The New York Times is reporting that a fraud by a single employee has cost the French bank Société Générale 4.9 billion euros. The fraud was committed by a trader in charge of “plain vanilla” hedging on European index futures.

The trader’s actions were found to be a case of “isolated fraud,” the bank said, and officials said they were convinced the trader had acted alone.

Speaking at an afternoon press conference, Christian Noyer, governor of the French central bank, the Bank of France, described the trader as a computer “genius.”
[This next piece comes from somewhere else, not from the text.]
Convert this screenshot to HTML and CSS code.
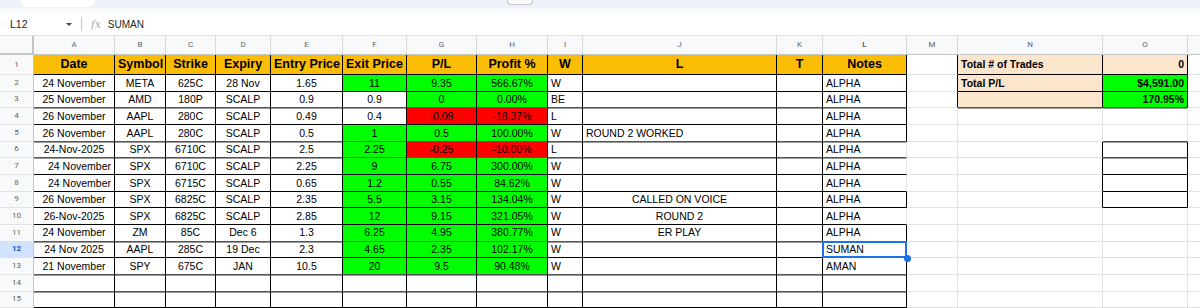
FILE: index.html
```html
<!DOCTYPE html>
<html>
<head>
    <title>Trade Log</title>
    <link rel="stylesheet" href="styles.css">
</head>
<body>
    <div class="topbar"><div class="search"></div><div class="tab"></div></div>
    <div class="strip"></div>

    <!-- formula bar -->
    <div class="fbar">
        <span class="ref">L12</span>
        <span class="drop"></span>
        <span class="sep"></span>
        <span class="fx">fx</span>
        <span class="val">SUMAN</span>
    </div>

    <table class="sheet">
        <colgroup>
            <col style="width:34px"><col style="width:81px"><col style="width:51px"><col style="width:50px">
            <col style="width:55px"><col style="width:72px"><col style="width:64px"><col style="width:70px">
            <col style="width:71px"><col style="width:35px"><col style="width:194px"><col style="width:46px">
            <col style="width:84px"><col style="width:51px"><col style="width:145px"><col style="width:85px">
            <col style="width:60px">
        </colgroup>
        <tr class="cols">
            <td class="corner"></td><td>A</td><td>B</td><td>C</td><td>D</td><td>E</td><td>F</td><td>G</td>
            <td>H</td><td>I</td><td>J</td><td>K</td><td class="on">L</td><td>M</td><td>N</td><td>O</td><td></td>
        </tr>
        <tr class="first">
            <td class="rn">1</td>
            <td class="hd k">Date</td><td class="hd k">Symbol</td><td class="hd k">Strike</td><td class="hd k">Expiry</td>
            <td class="hd k">Entry Price</td><td class="hd k">Exit Price</td><td class="hd k">P/L</td><td class="hd k">Profit %</td>
            <td class="hd k">W</td><td class="hd k">L</td><td class="hd k">T</td><td class="hd k">Notes</td>
            <td class="kr"></td><td class="p k bold">Total # of Trades</td><td class="p k bold rt">0</td><td></td>
        </tr>
        <tr>
            <td class="rn">2</td>
            <td class="k c">24 November</td><td class="k c">META</td><td class="k c">625C</td><td class="k c">28 Nov</td>
            <td class="k c">1.65</td><td class="k c g">11</td><td class="k c g">9.35</td><td class="k c g">566.67%</td>
            <td class="k">W</td><td class="k"></td><td class="k"></td><td class="k">ALPHA</td>
            <td class="kr"></td><td class="p k bold">Total P/L</td><td class="g k bold rt">$4,591.00</td><td></td>
        </tr>
        <tr class="soft">
            <td class="rn">3</td>
            <td class="k c">25 November</td><td class="k c">AMD</td><td class="k c">180P</td><td class="k c">SCALP</td>
            <td class="k c">0.9</td><td class="k c">0.9</td><td class="k c g">0</td><td class="k c g">0.00%</td>
            <td class="k">BE</td><td class="k"></td><td class="k"></td><td class="k">ALPHA</td>
            <td class="kr"></td><td class="p k"></td><td class="g k bold rt">170.95%</td><td></td>
        </tr>
        <tr>
            <td class="rn">4</td>
            <td class="k c">26 November</td><td class="k c">AAPL</td><td class="k c">280C</td><td class="k c">SCALP</td>
            <td class="k c">0.49</td><td class="k c">0.4</td><td class="k c r">-0.09</td><td class="k c r">-18.37%</td>
            <td class="k">L</td><td class="k"></td><td class="k"></td><td class="k">ALPHA</td>
            <td></td><td></td><td></td><td></td>
        </tr>
        <tr class="soft">
            <td class="rn">5</td>
            <td class="k c">26 November</td><td class="k c">AAPL</td><td class="k c">280C</td><td class="k c">SCALP</td>
            <td class="k c">0.5</td><td class="k c g">1</td><td class="k c g">0.5</td><td class="k c g">100.00%</td>
            <td class="k">W</td><td class="k">ROUND 2 WORKED</td><td class="k"></td><td class="k">ALPHA</td>
            <td></td><td></td><td class="kb"></td><td></td>
        </tr>
        <tr class="soft">
            <td class="rn">6</td>
            <td class="k c">24-Nov-2025</td><td class="k c">SPX</td><td class="k c">6710C</td><td class="k c">SCALP</td>
            <td class="k c">2.5</td><td class="k c g">2.25</td><td class="k c r">-0.25</td><td class="k c r">-10.00%</td>
            <td class="k">L</td><td class="k"></td><td class="k"></td><td class="kb">ALPHA</td>
            <td></td><td class="kr"></td><td class="k"></td><td></td>
        </tr>
        <tr>
            <td class="rn">7</td>
            <td class="k rt">24 November</td><td class="k c">SPX</td><td class="k c">6710C</td><td class="k c">SCALP</td>
            <td class="k c">2.25</td><td class="k c g">9</td><td class="k c g">6.75</td><td class="k c g">300.00%</td>
            <td class="k">W</td><td class="k"></td><td class="k"></td><td class="kb">ALPHA</td>
            <td></td><td class="kr"></td><td class="k"></td><td></td>
        </tr>
        <tr>
            <td class="rn">8</td>
            <td class="k rt">24 November</td><td class="k c">SPX</td><td class="k c">6715C</td><td class="k c">SCALP</td>
            <td class="k c">0.65</td><td class="k c g">1.2</td><td class="k c g">0.55</td><td class="k c g">84.62%</td>
            <td class="k">W</td><td class="k"></td><td class="k"></td><td class="kb">ALPHA</td>
            <td></td><td class="kr"></td><td class="k"></td><td></td>
        </tr>
        <tr>
            <td class="rn">9</td>
            <td class="k c">26 November</td><td class="k c">SPX</td><td class="k c">6825C</td><td class="k c">SCALP</td>
            <td class="k c">2.35</td><td class="k c g">5.5</td><td class="k c g">3.15</td><td class="k c g">134.04%</td>
            <td class="k">W</td><td class="k c">CALLED ON VOICE</td><td class="k"></td><td class="k">ALPHA</td>
            <td></td><td class="kr"></td><td class="k"></td><td></td>
        </tr>
        <tr>
            <td class="rn">10</td>
            <td class="k c">26-Nov-2025</td><td class="k c">SPX</td><td class="k c">6825C</td><td class="k c">SCALP</td>
            <td class="k c">2.85</td><td class="k c g">12</td><td class="k c g">9.15</td><td class="k c g">321.05%</td>
            <td class="k">W</td><td class="k c">ROUND 2</td><td class="k"></td><td class="kb">ALPHA</td>
            <td></td><td></td><td></td><td></td>
        </tr>
        <tr class="soft">
            <td class="rn">11</td>
            <td class="k c">24 November</td><td class="k c">ZM</td><td class="k c">85C</td><td class="k c">Dec 6</td>
            <td class="k c">1.3</td><td class="k c g">6.25</td><td class="k c g">4.95</td><td class="k c g">380.77%</td>
            <td class="k">W</td><td class="k c">ER PLAY</td><td class="k"></td><td class="k">ALPHA</td>
            <td></td><td></td><td></td><td></td>
        </tr>
        <tr>
            <td class="rn on">12</td>
            <td class="k c">24 Nov 2025</td><td class="k c">AAPL</td><td class="k c">285C</td><td class="k c">19 Dec</td>
            <td class="k c">2.3</td><td class="k c g">4.65</td><td class="k c g">2.35</td><td class="k c g">102.17%</td>
            <td class="k">W</td><td class="k"></td><td class="k"></td><td class="k sel">SUMAN</td>
            <td></td><td></td><td></td><td></td>
        </tr>
        <tr class="soft">
            <td class="rn">13</td>
            <td class="k c">21 November</td><td class="k c">SPY</td><td class="k c">675C</td><td class="k c">JAN</td>
            <td class="k c">10.5</td><td class="k c g">20</td><td class="k c g">9.5</td><td class="k c g">90.48%</td>
            <td class="k">W</td><td class="k"></td><td class="k"></td><td class="k">AMAN</td>
            <td></td><td></td><td></td><td></td>
        </tr>
        <tr class="soft">
            <td class="rn">14</td>
            <td class="k"></td><td class="k"></td><td class="k"></td><td class="k"></td><td class="k"></td><td class="k"></td>
            <td class="k"></td><td class="k"></td><td class="k"></td><td class="k"></td><td class="k"></td><td class="k"></td>
            <td></td><td></td><td></td><td></td>
        </tr>
        <tr>
            <td class="rn">15</td>
            <td class="k"></td><td class="k"></td><td class="k"></td><td class="k"></td><td class="k"></td><td class="k"></td>
            <td class="k"></td><td class="k"></td><td class="k"></td><td class="k"></td><td class="k"></td><td class="k"></td>
            <td></td><td></td><td></td><td></td>
        </tr>
    </table>
</body>
</html>
```

FILE: styles.css
```css
body {
    margin: 0;
    font-family: "Liberation Sans", Arial, sans-serif;
    background: #fff;
    color: #000;
    overflow: hidden;
}

/* app chrome */
.topbar {
    height: 8px;
    background: #edf2fa;
    display: flex;
}
.topbar .search {
    width: 75px;
    height: 7px;
    margin-left: 20px;
    background: #fff;
    border-radius: 0 0 10px 10px;
}
.topbar .tab {
    width: 24px;
    height: 4px;
    margin-left: 412px;
    background: #f8fafd;
    border: 1px solid #c4c7c5;
    border-top: none;
    border-radius: 0 0 4px 4px;
}
.strip {
    height: 5px;
    background: #f8fafd;
}
.fbar {
    height: 22px;
    display: flex;
    align-items: center;
    border-bottom: 1px solid #e1e3e1;
    font-size: 10px;
    color: #1f1f1f;
}
.fbar .ref {
    margin-left: 10px;
    width: 56px;
    font-size: 10.5px;
}
.fbar .drop {
    width: 0;
    height: 0;
    border-left: 3px solid transparent;
    border-right: 3px solid transparent;
    border-top: 3px solid #444746;
}
.fbar .sep {
    width: 1px;
    height: 14px;
    background: #c4c7c5;
    margin-left: 9px;
}
.fbar .fx {
    margin-left: 9px;
    font-family: "DejaVu Serif", serif;
    font-style: italic;
    font-size: 10.5px;
    color: #a8abad;
}
.fbar .val {
    margin-left: 7px;
}

/* grid */
.sheet {
    border-collapse: separate;
    border-spacing: 0;
    table-layout: fixed;
    width: 1248px;
}
.sheet td {
    height: 16.667px;
    padding: 0 3px;
    border-right: 1px solid #e2e2e2;
    border-bottom: 1px solid #e2e2e2;
    font-size: 10.5px;
    line-height: 1;
    white-space: nowrap;
    overflow: hidden;
    vertical-align: middle;
    box-sizing: border-box;
}
.sheet tr.cols td {
    height: 19px;
    background: #f8f9fa;
    color: #5f6368;
    font-family: Roboto, sans-serif;
    font-size: 8px;
    text-align: center;
    border-right-color: #d6d8da;
    border-bottom-color: #c4c7c5;
}
.sheet tr.cols td.corner {
    border-right: 2px solid #c4c7c5;
    border-bottom: 2px solid #c4c7c5;
}
.sheet tr.first td {
    height: 20px;
}
.sheet td.rn {
    background: #f8f9fa;
    color: #5f6368;
    font-family: Roboto, sans-serif;
    font-size: 8px;
    text-align: center;
    padding: 0;
    border-right-color: #c4c7c5;
}
.sheet td.on {
    background: #d3e3fd;
    color: #0b57d0;
    font-weight: bold;
}

/* cell formats */
.sheet td.hd {
    background: #fbbc04;
    font-weight: bold;
    font-size: 12.5px;
    text-align: center;
}
.c { text-align: center; }
.rt { text-align: right; }
.bold { font-weight: bold; }
.sheet td.g { background: #00ff00; }
.sheet td.r { background: #ff0000; }
.sheet td.p { background: #fce5cd; }

/* black borders (right + bottom, the grid draws the rest) */
.sheet td.k {
    border-right-color: #000;
    border-bottom-color: #000;
}
.sheet td.kr { border-right-color: #000; }
.sheet td.kb { border-bottom-color: #000; }
/* lines that land between pixels look greyer and thicker in the shot */
.sheet tr.soft td.k,
.sheet tr.soft td.kb {
    border-bottom-color: #555;
    box-shadow: 0 1px 0 #9a9a9a;
}

/* active cell */
.sheet td.sel {
    position: relative;
    overflow: visible;
}
.sheet td.sel::after {
    content: "";
    position: absolute;
    left: -1px;
    top: -1px;
    right: -1px;
    bottom: -1px;
    border: 2px solid #1a73e8;
}
.sheet td.sel::before {
    content: "";
    position: absolute;
    right: -5px;
    bottom: -5px;
    width: 7px;
    height: 7px;
    border-radius: 50%;
    background: #1a73e8;
    z-index: 1;
}
```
“I am totally serene,” Mr. Noyer said. “I wouldn’t be if the bank wasn’t in a very solid situation...

Mr. Noyer also said the fraud had shown that new measures would have to be introduced to prevent a repeat and that the central bank would begin an investigation...

Howard Lutnick, chief executive of Cantor Fitzgerald, said that if one trader had managed to undertake fraud on this scale it revealed bigger weakness in the risk management system of the bank...
It does seem that the bank's serenity could use a bit of worry about its risk management procedures and controls.

It also appears that Jérôme Kerviel has set a new world record for financial trading fraud.
In 1995, Nick Leeson, a trader in Singapore, incurred a loss of $1.8 billion by making $27 billion of bad bets on Japanese markets, bringing down the venerable British bank, Barings, in the process.

In 1998, Yasuo Hamanaka, once the chief copper trader at the Sumitomo Corporation, was sentenced to eight years in prison after pleading guilty to hiding $2.6 billion in trading losses.